*** Data provided

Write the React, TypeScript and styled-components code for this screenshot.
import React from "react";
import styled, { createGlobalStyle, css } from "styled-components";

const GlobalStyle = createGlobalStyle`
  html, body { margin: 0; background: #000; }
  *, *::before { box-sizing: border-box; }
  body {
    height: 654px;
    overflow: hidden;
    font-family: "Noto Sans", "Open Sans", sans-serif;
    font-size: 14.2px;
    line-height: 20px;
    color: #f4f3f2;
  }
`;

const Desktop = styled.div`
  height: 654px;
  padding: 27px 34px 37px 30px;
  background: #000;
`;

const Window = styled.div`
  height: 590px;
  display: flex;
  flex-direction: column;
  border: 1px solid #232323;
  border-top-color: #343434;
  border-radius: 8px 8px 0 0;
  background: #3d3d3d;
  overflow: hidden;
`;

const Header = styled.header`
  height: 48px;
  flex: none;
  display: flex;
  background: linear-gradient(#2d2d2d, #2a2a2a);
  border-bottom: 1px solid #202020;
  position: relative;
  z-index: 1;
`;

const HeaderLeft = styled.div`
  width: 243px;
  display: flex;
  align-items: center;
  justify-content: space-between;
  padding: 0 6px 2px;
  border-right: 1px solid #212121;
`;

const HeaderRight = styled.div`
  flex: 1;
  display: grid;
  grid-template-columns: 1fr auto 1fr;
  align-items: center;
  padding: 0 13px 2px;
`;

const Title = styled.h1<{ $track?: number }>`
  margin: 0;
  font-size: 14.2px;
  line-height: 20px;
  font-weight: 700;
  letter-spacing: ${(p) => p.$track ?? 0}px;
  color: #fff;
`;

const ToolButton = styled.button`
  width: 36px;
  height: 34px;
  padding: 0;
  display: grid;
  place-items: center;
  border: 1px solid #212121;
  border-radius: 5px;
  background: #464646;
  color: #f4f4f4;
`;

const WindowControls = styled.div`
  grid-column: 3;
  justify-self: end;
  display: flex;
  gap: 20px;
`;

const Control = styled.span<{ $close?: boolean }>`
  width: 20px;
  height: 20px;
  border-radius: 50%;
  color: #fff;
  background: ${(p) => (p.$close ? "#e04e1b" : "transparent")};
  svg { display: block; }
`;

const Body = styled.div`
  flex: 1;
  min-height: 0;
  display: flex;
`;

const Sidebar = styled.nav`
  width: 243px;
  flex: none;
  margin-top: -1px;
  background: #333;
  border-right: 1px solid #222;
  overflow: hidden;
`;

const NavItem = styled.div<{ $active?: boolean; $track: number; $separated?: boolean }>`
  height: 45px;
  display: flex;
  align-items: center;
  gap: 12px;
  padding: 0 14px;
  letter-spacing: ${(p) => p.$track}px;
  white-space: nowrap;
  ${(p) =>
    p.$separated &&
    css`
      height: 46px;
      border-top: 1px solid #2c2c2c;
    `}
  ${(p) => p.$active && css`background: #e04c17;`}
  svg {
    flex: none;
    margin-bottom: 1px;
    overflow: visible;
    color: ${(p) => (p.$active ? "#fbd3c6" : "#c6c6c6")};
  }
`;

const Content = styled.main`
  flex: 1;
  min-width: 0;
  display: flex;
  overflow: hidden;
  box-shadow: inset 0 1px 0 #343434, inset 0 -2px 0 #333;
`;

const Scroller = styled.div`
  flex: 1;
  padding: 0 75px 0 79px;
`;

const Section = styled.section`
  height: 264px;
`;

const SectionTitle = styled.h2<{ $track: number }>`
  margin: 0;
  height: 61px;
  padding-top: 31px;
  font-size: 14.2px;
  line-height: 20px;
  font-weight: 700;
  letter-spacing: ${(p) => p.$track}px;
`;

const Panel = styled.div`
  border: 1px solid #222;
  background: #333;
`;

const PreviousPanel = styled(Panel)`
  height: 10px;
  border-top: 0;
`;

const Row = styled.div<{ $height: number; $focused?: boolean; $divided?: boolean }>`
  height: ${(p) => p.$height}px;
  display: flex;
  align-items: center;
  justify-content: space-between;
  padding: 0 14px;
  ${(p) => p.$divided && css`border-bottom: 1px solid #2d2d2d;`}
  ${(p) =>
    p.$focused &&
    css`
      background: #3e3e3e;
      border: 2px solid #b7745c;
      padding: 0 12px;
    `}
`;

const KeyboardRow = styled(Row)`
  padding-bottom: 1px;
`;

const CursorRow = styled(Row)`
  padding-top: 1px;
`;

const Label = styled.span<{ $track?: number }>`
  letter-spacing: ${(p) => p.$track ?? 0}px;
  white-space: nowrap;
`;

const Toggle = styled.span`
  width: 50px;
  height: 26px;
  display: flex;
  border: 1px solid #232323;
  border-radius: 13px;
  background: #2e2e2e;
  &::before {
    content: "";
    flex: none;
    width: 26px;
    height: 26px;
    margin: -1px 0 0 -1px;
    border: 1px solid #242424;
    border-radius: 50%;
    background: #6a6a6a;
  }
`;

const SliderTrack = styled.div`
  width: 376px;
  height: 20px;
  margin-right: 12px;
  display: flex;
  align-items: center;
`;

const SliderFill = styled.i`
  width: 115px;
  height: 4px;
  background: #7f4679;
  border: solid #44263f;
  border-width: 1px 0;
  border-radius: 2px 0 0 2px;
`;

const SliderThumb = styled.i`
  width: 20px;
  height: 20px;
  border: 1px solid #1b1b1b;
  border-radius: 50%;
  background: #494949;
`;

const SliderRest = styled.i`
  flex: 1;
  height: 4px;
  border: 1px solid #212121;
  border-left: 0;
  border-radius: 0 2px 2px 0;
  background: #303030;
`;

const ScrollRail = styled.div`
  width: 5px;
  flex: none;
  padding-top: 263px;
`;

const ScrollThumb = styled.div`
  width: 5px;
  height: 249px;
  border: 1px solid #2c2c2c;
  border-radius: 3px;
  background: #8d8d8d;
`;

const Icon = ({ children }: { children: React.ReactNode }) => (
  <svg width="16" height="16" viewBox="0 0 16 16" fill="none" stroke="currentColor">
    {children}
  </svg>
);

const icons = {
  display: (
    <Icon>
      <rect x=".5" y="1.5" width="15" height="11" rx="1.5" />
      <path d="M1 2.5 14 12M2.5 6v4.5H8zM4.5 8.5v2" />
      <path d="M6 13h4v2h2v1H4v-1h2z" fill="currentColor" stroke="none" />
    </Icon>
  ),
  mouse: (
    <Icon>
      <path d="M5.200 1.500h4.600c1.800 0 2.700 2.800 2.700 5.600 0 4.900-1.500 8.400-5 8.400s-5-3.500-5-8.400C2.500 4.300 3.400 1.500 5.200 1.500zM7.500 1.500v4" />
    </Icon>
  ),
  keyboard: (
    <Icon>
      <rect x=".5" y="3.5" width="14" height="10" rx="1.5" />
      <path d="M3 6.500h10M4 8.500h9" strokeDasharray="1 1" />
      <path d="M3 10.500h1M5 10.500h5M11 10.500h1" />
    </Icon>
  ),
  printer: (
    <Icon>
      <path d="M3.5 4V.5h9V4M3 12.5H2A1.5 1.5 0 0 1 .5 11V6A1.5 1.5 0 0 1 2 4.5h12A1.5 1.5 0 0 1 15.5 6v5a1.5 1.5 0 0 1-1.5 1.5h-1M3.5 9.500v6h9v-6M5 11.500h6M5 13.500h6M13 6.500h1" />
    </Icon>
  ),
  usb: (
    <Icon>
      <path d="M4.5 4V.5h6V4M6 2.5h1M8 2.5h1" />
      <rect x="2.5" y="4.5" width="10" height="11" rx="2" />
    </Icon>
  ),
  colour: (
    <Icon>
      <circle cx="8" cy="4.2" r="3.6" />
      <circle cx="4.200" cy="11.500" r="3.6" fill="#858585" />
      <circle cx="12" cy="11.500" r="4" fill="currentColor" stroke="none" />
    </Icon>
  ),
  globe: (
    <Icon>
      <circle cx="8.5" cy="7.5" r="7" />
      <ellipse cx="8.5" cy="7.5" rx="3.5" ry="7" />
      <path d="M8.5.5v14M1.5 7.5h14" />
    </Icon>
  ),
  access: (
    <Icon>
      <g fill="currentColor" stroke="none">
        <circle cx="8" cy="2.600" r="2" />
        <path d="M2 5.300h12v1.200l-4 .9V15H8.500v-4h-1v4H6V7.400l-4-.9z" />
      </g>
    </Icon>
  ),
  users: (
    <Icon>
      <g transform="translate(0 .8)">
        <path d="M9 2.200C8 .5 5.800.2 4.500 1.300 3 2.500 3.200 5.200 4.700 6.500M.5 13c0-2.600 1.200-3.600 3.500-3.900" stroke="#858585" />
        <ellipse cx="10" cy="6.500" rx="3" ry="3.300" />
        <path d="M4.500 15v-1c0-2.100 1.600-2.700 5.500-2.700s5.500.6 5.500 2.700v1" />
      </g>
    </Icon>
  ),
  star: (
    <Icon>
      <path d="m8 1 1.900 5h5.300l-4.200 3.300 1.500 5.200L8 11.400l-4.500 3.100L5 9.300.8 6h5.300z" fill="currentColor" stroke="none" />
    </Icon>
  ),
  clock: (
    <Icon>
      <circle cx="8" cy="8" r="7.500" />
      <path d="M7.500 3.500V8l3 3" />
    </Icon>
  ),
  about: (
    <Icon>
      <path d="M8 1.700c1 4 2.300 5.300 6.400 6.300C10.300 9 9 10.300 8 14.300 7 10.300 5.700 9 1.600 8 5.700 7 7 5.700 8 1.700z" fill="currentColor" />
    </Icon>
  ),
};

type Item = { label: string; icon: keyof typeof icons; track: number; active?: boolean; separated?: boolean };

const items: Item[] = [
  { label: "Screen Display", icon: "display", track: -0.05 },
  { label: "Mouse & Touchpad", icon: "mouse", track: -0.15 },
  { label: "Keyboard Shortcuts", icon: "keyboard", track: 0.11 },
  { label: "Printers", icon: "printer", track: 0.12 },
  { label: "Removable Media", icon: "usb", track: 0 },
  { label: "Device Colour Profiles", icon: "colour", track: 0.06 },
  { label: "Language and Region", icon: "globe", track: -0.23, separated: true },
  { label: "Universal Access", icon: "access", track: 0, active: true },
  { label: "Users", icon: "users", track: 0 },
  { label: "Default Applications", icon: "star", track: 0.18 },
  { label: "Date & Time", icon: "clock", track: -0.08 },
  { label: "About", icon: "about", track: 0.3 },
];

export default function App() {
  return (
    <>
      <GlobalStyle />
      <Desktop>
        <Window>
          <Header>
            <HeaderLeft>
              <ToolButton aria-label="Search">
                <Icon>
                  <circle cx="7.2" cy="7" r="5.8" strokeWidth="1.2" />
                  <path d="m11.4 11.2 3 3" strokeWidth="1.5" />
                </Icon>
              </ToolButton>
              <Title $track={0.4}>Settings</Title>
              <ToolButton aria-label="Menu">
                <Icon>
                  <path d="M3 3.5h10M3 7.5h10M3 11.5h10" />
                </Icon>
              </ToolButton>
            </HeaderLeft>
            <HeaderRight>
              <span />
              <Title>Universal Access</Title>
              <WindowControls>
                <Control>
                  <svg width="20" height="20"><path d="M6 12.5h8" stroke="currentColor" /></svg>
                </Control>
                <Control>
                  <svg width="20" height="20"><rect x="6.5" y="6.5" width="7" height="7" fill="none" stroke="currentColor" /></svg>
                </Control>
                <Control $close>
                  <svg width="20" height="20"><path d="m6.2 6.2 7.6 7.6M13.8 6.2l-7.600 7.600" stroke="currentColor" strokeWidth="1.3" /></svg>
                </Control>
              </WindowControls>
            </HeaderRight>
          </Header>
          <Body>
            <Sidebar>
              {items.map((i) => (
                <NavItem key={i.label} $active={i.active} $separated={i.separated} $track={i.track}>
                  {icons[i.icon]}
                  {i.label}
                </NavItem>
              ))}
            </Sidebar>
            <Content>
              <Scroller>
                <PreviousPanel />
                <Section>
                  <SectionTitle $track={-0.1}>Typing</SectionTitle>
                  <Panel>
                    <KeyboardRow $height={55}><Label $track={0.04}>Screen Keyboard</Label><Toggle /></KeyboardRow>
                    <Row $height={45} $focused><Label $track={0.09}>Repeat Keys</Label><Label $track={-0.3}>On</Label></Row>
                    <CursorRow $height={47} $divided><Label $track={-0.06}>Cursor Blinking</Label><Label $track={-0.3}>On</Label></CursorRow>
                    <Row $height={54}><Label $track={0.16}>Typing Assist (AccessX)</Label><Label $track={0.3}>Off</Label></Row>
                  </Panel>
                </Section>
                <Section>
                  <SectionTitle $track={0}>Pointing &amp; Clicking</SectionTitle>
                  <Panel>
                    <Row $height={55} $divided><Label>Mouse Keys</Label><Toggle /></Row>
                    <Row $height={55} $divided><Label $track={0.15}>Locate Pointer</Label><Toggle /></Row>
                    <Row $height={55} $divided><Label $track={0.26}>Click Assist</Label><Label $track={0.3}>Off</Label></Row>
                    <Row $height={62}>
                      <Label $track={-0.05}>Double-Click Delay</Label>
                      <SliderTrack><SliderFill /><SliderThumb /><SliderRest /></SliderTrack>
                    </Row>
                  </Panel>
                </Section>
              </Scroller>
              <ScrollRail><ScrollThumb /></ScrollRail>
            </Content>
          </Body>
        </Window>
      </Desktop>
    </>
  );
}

******

- Exercise prompt
Check the data for the word "components" and pull out the lines that have it.

- Written solution
Write the React, TypeScript and styled-components code for this screenshot.
import styled, { createGlobalStyle, css } from "styled-components";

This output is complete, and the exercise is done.